- Location: Ramsey County, Minnesota
- Coordinates: 45°1′12″N 93°5′30″W﻿ / ﻿45.02000°N 93.09167°W
- Type: lake
- Surface area: 17.4 acres (7.0 ha)
- Max. depth: 5.9 feet (1.8 m)

= Savage Lake =

Lake in the state of Minnesota, United States

Savage Lake was a lake in Ramsey County, in the U.S. state of Minnesota. Currently, it is designated a "watershed," thanks to damage done to the lake when Interstate 35E intersected the lake in the 1970s.
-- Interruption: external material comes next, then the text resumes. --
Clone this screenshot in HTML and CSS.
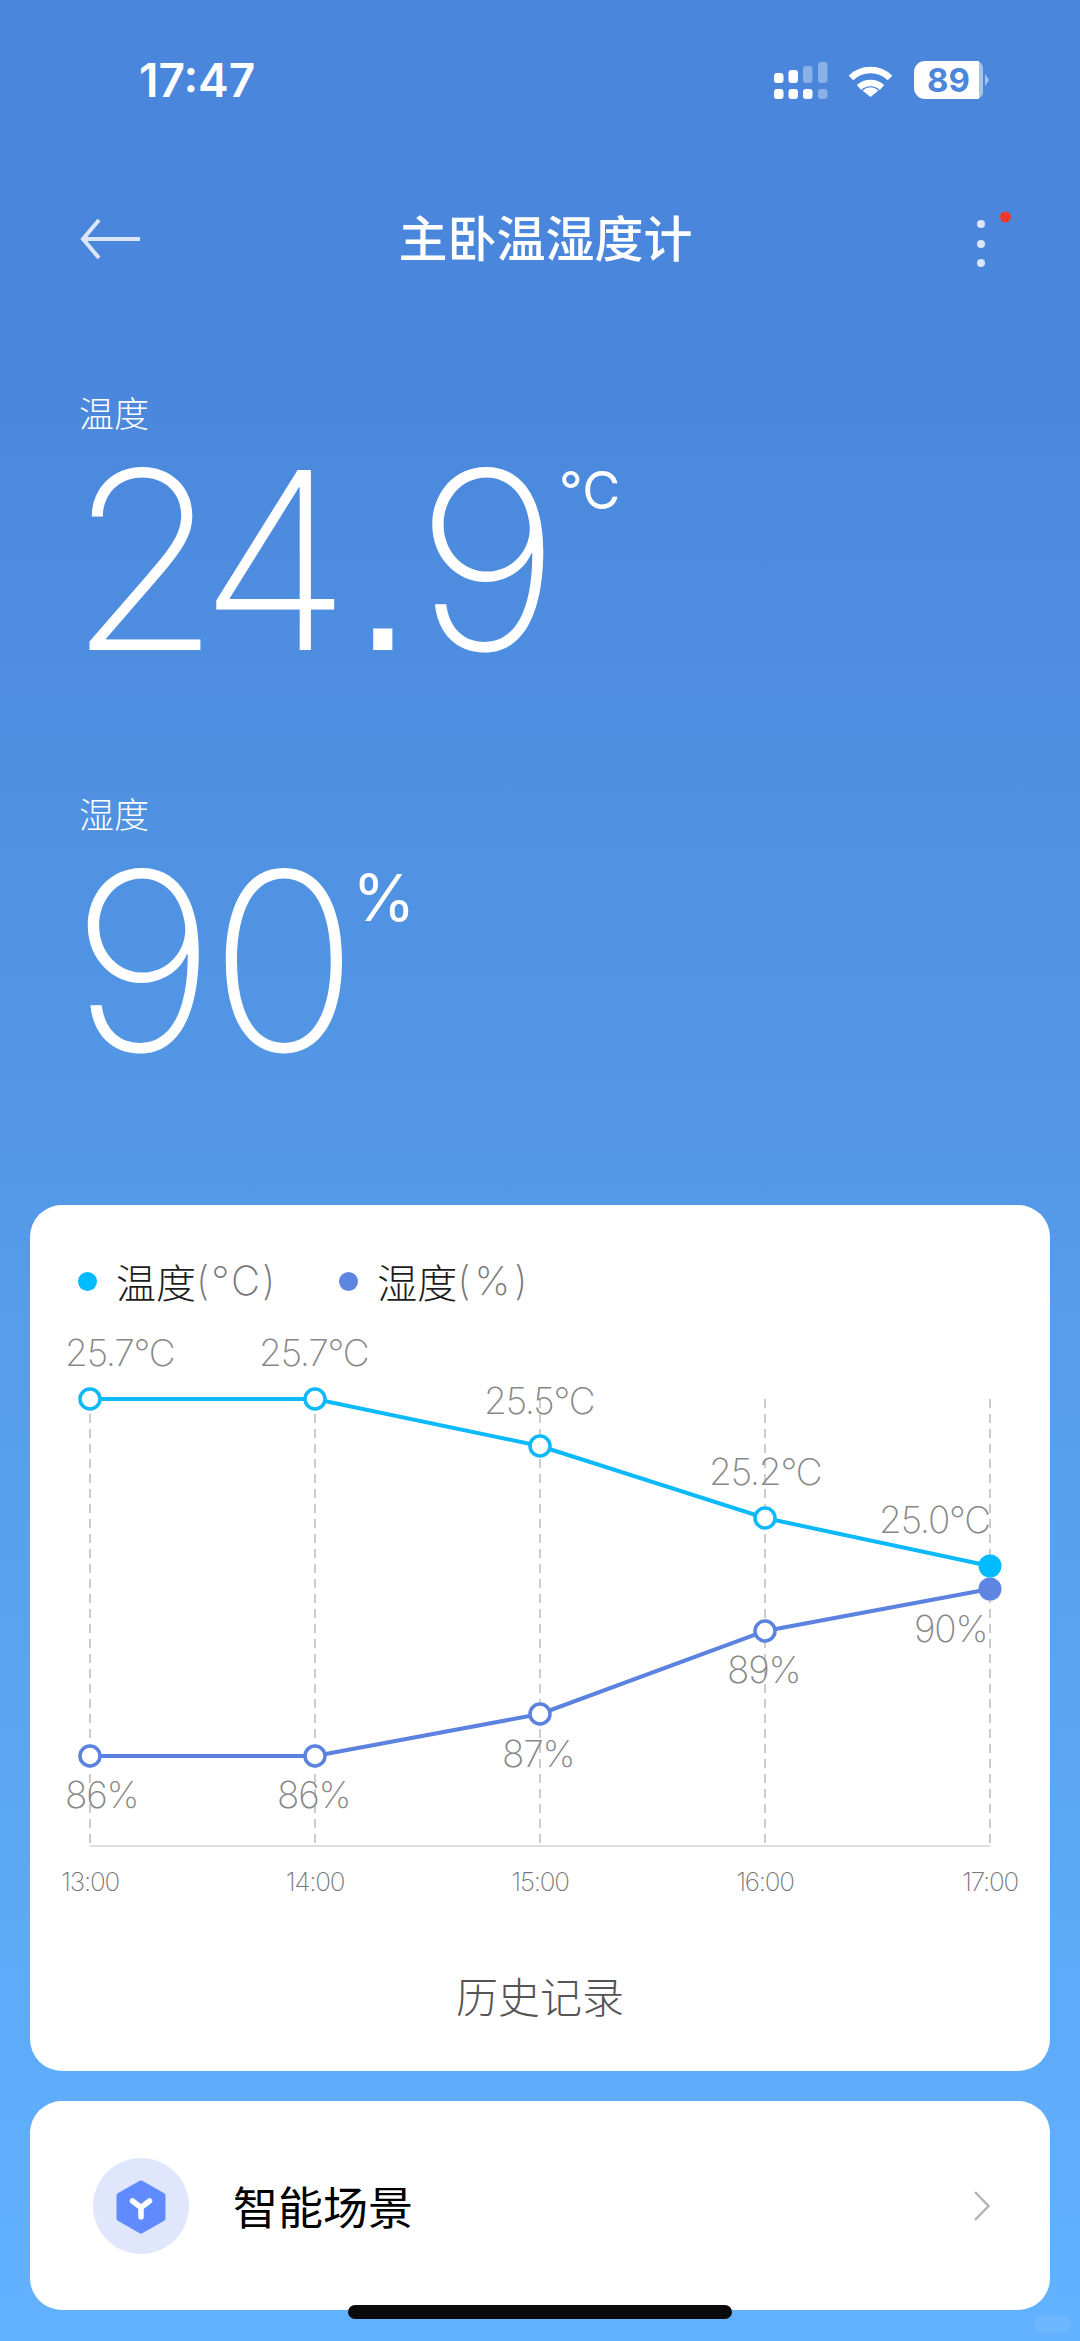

Ramsey county's website says, "Because it is divided by the highway, the eastern and western basins of the lake are connected by a pipe that flows from the west basin into the southwest corner of the eastern basin. Although called a lake, Savage Lake is actually a 27 acre wetland. West Savage Lake is 17.4 acre with a maximum depth of 5.9 ft; East Savage Lake is 9.6 acre with a maximum depth of 5.7 ft." Before the state's Department of Transportation decided to dump the silt and road refuse from an I35E expansion in 2009, the lake was deeper and spring-fed. Within a few weeks of the opening of the freeway drainage design, the spring was clogged with silt and the lake began to fill.

Savage Lake was named for the Indians (formerly called savages) who were once common in the area.